• [WORK REQUIRED]: Which lines hold the string "React"? Copy every one of them.

* start DATASET EXCERPT *

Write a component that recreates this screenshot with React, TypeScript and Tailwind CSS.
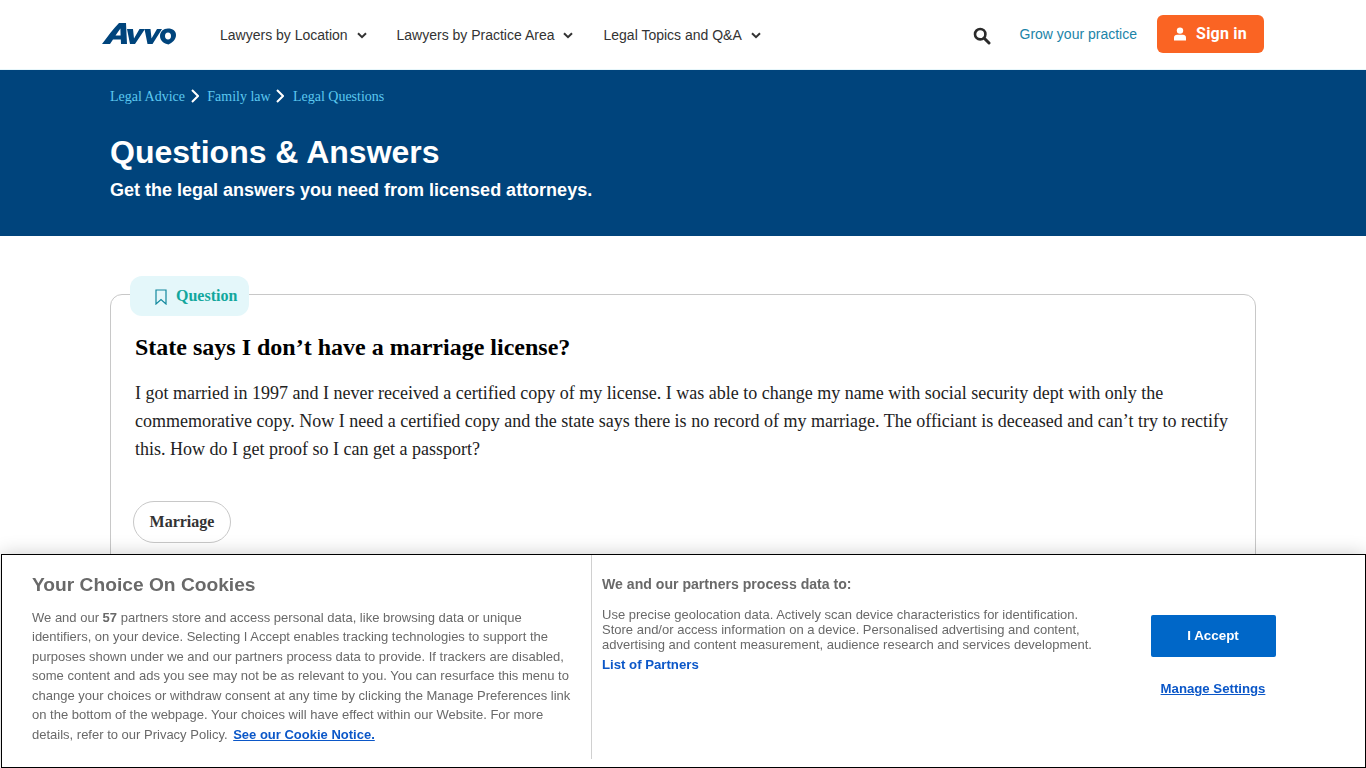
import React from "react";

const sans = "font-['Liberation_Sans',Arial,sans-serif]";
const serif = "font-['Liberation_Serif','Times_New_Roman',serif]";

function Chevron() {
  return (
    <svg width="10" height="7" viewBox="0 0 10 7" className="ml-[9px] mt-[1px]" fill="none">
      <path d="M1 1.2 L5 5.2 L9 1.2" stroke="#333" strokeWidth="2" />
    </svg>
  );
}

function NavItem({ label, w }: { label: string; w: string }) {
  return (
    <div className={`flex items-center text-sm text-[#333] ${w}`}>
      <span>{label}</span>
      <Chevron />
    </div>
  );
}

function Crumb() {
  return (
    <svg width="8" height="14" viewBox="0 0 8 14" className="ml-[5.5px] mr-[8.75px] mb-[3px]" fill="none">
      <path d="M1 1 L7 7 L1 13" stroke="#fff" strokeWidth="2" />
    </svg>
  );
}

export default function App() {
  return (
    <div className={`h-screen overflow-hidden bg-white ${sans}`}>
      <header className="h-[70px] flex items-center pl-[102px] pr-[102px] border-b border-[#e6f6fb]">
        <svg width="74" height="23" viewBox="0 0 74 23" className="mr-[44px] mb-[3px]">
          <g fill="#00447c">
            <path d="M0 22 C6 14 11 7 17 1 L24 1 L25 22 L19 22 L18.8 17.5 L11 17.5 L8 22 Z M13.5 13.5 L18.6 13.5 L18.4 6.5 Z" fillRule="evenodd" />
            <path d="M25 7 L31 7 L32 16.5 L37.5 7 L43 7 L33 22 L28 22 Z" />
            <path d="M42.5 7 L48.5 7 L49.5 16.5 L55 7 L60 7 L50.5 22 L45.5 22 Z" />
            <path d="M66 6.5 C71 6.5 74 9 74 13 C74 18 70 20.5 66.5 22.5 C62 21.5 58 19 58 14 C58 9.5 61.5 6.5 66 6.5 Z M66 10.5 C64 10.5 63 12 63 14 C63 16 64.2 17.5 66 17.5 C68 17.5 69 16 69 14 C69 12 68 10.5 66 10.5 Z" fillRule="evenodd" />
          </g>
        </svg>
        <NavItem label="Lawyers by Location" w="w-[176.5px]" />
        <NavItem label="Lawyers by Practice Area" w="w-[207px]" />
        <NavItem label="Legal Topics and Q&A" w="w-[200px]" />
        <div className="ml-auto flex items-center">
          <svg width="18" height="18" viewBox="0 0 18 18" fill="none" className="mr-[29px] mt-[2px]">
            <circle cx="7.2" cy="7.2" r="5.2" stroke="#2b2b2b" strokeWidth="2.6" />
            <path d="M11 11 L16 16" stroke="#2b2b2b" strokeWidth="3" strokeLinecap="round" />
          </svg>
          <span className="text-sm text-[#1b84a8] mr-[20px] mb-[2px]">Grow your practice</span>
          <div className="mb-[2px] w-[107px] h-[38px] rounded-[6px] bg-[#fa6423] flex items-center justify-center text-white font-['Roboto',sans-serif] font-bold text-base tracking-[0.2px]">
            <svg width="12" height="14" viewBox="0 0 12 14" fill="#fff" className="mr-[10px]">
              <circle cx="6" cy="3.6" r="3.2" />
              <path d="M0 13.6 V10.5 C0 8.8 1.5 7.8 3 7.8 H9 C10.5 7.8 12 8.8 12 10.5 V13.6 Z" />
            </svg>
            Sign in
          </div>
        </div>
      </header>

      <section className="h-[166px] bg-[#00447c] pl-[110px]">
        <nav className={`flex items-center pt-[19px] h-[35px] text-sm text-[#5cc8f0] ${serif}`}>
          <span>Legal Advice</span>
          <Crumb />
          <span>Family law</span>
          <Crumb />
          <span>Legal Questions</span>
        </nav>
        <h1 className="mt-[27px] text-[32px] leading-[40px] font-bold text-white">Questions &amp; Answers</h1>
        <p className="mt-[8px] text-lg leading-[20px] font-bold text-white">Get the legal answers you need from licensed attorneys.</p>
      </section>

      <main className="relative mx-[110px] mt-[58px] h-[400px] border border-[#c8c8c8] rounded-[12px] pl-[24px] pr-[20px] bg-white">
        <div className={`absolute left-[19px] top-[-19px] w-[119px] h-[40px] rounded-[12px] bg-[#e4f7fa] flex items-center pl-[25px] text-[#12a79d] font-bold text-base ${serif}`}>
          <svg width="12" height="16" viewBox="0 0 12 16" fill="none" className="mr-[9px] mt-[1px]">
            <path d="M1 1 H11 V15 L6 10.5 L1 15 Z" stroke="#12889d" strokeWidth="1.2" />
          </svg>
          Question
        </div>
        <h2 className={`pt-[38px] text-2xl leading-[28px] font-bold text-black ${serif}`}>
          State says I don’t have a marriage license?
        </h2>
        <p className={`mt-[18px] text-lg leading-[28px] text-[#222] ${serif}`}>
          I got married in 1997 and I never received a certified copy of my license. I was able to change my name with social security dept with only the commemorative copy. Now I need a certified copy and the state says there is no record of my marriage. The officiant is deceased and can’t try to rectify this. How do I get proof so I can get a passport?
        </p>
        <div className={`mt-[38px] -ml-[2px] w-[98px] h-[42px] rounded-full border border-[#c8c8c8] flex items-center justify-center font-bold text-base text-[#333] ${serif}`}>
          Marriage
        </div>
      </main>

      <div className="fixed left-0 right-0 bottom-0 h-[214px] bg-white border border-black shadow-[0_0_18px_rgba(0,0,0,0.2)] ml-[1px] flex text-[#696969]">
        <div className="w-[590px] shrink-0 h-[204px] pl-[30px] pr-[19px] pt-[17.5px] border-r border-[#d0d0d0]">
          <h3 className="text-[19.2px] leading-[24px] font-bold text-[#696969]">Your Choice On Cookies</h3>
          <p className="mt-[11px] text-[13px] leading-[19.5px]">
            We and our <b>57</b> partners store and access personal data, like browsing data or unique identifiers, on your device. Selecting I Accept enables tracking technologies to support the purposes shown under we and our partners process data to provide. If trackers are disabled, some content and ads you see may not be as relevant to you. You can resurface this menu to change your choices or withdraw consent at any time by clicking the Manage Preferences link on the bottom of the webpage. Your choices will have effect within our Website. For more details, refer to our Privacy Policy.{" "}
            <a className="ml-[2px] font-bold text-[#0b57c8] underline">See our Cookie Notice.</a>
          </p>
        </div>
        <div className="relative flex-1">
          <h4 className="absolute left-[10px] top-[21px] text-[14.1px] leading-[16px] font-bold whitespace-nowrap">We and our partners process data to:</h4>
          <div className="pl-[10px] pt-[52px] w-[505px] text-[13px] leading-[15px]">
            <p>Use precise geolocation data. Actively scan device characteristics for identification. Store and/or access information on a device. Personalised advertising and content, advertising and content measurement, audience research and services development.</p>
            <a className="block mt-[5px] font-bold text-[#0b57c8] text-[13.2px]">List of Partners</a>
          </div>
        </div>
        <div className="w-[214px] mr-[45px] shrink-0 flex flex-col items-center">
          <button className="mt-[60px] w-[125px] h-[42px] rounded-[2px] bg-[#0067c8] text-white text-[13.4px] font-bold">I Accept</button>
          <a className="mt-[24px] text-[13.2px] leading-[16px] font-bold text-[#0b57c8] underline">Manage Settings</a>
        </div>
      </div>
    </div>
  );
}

* end DATASET EXCERPT *

• [OUTPUT]:
Write a component that recreates this screenshot with React, TypeScript and Tailwind CSS.
import React from "react";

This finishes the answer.